Pero crecí sin patria. Y cuando digo patria digo historia, digo raíz, digo fuego, agua, tierra y viento; digo trascendente amistad, libertad, creatividad, esfuerzo compartido, solidaridad; dignidad común.

Tú me diste patria. Mi ciudad dejó de ser una ponchera donde se precipitaban los fracasos del mundo. Desde mis pesadillas y desvelos ascendí por la escalera de tu plan. Tejí junto a miles la única manta que cubre el frío de la soledad y espanta la jauría de los opresores.

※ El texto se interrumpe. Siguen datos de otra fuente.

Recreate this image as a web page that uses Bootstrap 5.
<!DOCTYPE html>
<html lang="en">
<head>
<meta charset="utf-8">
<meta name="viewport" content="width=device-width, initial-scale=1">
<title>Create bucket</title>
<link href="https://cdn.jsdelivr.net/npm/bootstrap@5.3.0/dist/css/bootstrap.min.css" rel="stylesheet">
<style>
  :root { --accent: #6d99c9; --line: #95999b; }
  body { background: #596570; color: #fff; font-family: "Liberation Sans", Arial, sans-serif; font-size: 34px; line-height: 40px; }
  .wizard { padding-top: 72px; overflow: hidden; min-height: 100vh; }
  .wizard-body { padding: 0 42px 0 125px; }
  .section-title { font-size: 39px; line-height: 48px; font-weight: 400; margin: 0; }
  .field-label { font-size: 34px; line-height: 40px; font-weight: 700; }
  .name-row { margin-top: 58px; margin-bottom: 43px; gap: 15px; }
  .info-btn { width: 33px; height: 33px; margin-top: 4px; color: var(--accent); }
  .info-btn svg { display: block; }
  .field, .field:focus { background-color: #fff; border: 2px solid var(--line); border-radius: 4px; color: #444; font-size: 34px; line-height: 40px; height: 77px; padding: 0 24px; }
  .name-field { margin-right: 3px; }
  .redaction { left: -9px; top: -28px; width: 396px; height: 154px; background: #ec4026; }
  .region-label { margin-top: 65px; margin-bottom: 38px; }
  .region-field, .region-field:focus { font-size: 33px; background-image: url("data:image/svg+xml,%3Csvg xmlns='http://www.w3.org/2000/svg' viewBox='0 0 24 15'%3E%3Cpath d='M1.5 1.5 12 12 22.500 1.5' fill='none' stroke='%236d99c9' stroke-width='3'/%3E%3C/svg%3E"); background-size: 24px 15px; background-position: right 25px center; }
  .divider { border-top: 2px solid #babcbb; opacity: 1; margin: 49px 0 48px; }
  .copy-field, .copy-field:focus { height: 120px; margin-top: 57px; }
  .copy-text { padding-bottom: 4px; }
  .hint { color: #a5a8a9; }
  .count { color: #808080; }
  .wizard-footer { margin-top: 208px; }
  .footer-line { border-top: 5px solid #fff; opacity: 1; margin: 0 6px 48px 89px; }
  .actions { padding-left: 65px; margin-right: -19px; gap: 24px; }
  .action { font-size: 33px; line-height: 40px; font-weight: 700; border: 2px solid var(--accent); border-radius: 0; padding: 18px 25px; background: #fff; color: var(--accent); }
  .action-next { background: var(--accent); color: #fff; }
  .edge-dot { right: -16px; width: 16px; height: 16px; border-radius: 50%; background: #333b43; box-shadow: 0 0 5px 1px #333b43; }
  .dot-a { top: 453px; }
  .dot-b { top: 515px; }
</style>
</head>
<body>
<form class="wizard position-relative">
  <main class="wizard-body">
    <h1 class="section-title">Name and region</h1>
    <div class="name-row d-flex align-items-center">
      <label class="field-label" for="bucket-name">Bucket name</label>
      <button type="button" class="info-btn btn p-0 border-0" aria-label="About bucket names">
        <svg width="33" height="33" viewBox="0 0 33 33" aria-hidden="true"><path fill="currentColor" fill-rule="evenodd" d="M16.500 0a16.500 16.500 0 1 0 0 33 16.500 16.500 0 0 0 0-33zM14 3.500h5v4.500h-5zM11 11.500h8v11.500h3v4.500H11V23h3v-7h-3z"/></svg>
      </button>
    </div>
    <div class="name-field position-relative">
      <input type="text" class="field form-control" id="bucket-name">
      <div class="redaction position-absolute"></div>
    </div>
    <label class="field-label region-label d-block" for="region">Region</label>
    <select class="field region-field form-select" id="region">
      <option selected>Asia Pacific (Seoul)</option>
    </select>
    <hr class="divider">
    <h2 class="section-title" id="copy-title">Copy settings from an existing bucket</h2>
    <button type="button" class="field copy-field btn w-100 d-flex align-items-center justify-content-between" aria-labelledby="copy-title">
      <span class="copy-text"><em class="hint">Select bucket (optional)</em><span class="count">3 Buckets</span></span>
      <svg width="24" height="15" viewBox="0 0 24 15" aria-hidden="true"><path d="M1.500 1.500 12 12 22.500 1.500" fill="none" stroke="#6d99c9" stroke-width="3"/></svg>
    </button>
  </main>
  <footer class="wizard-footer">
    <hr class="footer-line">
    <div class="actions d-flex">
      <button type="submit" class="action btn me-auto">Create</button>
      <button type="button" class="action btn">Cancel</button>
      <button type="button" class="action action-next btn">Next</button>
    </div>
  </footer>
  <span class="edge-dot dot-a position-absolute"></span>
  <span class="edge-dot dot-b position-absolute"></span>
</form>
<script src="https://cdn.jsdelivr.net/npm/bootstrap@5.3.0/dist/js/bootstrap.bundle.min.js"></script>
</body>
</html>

Pusiste a nuestros pies un largo camino ascendente, en el que árboles frondosos y robustos libros abiertos movían sus hojas con cada uno de nuestros pasos. Desde el montón de cuartillas apiladas en mi aquiescente memoria, mariposas rojas levantaron el vuelo hasta poblar el sur de nuestras vivencias.

Dicen que no querías morirte. ¿Aún no comprendías que la muerte no te alcanza? El tiempo ha dejado de moverse en tu sangre, pero tu fuerza sigue moviendo al tiempo. Tu sangre ya no es torrente en tu cuerpo, sino luz en todas las vidas que tocaste.

Desde las raíces de este dolor que nos aferra al piso, te vemos brillar, inmenso y poderoso, haciendo señas para que sigamos.